Data segment –
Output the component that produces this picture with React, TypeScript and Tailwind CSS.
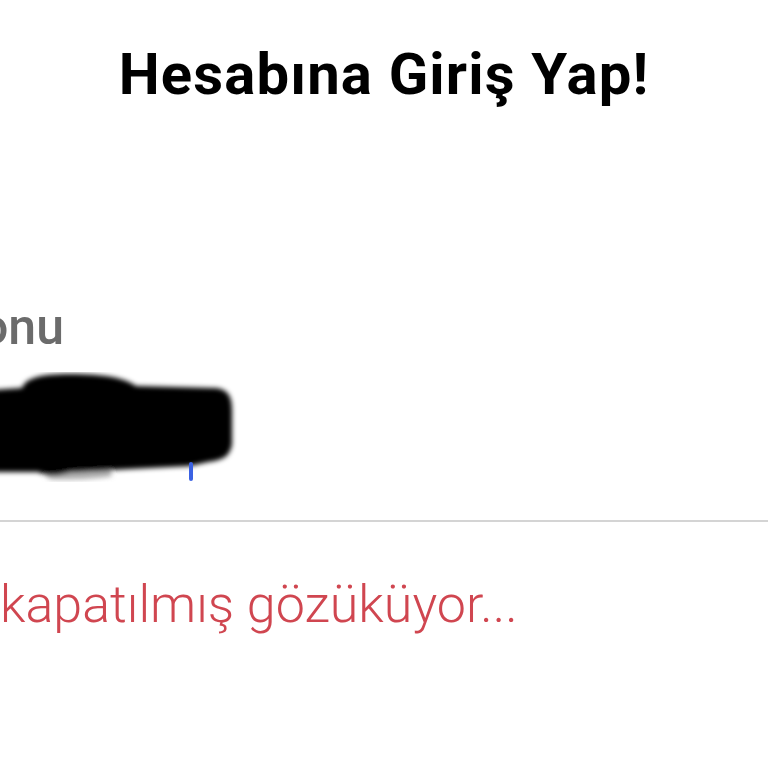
import type { ReactNode } from 'react'

function Redaction() {
  // hand-drawn marker scribble hiding the typed value
  return (
    <svg width="240" height="110" viewBox="0 0 240 110" className="block">
      <defs>
        <filter id="soft" x="-10%" y="-10%" width="120%" height="120%">
          <feGaussianBlur stdDeviation="2.4" />
        </filter>
      </defs>
      <g filter="url(#soft)">
        <path
          fill="#8a8a8a"
          opacity="0.7"
          d="M46 96 L110 94 L112 104 C90 108 60 108 50 107 C44 104 44 100 46 96 Z"
        />
        <path
          fill="#050505"
          d="M-10 18 L22 16 C26 6 40 2 70 2 C105 2 125 6 136 14 L212 16 C228 16 232 24 232 38 L232 72 C230 84 224 88 208 90 L190 94 L70 100 C56 104 46 104 38 100 L-10 100 Z"
        />
      </g>
    </svg>
  )
}

function Field({ label, children }: { label: string; children: ReactNode }) {
  return (
    <div className="flex flex-col">
      <div className="flex w-[64px] justify-end">
        <span className="whitespace-nowrap text-[50px] font-medium leading-none text-[#6b6b6b]">
          {label}
        </span>
      </div>
      {children}
    </div>
  )
}

export default function App() {
  return (
    <div
      className="relative h-[768px] w-[768px] overflow-hidden bg-white"
      style={{ fontFamily: 'Roboto, "Noto Sans", sans-serif' }}
    >
      <h1 className="pt-[45px] text-center text-[58px] font-bold leading-none tracking-[0.02em] text-black">
        Hesabına Giriş Yap!
      </h1>

      <div className="mt-[199px]">
        <Field label="Konu">
          <div className="relative mt-[20px] h-[110px]">
            <Redaction />
            <span className="absolute left-[189px] top-[90px] h-[19px] w-[4px] rounded-full bg-[#3b62e3]" />
          </div>
        </Field>
      </div>

      <div className="mt-[38px] h-[2px] w-full bg-[#d4d4d4]" />

      <p className="mt-[57px] whitespace-nowrap text-[52px] font-light leading-none text-[#d04650]">
        kapatılmış gözüküyor...
      </p>
    </div>
  )
}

Exercise aim –
Skip the images and write out the rest of the listing exactly.

Full solution –
Output the component that produces this picture with React, TypeScript and Tailwind CSS.
import type { ReactNode } from 'react'

function Redaction() {
  // hand-drawn marker scribble hiding the typed value
  return (
    <svg width="240" height="110" viewBox="0 0 240 110" className="block">
      <defs>
        <filter id="soft" x="-10%" y="-10%" width="120%" height="120%">
          <feGaussianBlur stdDeviation="2.4" />
        </filter>
      </defs>
      <g filter="url(#soft)">
        <path
          fill="#8a8a8a"
          opacity="0.7"
          d="M46 96 L110 94 L112 104 C90 108 60 108 50 107 C44 104 44 100 46 96 Z"
        />
        <path
          fill="#050505"
          d="M-10 18 L22 16 C26 6 40 2 70 2 C105 2 125 6 136 14 L212 16 C228 16 232 24 232 38 L232 72 C230 84 224 88 208 90 L190 94 L70 100 C56 104 46 104 38 100 L-10 100 Z"
        />
      </g>
    </svg>
  )
}

function Field({ label, children }: { label: string; children: ReactNode }) {
  return (
    <div className="flex flex-col">
      <div className="flex w-[64px] justify-end">
        <span className="whitespace-nowrap text-[50px] font-medium leading-none text-[#6b6b6b]">
          {label}
        </span>
      </div>
      {children}
    </div>
  )
}

export default function App() {
  return (
    <div
      className="relative h-[768px] w-[768px] overflow-hidden bg-white"
      style={{ fontFamily: 'Roboto, "Noto Sans", sans-serif' }}
    >
      <h1 className="pt-[45px] text-center text-[58px] font-bold leading-none tracking-[0.02em] text-black">
        Hesabına Giriş Yap!
      </h1>

      <div className="mt-[199px]">
        <Field label="Konu">
          <div className="relative mt-[20px] h-[110px]">
            <Redaction />
            <span className="absolute left-[189px] top-[90px] h-[19px] w-[4px] rounded-full bg-[#3b62e3]" />
          </div>
        </Field>
      </div>

      <div className="mt-[38px] h-[2px] w-full bg-[#d4d4d4]" />

      <p className="mt-[57px] whitespace-nowrap text-[52px] font-light leading-none text-[#d04650]">
        kapatılmış gözüküyor...
      </p>
    </div>
  )
}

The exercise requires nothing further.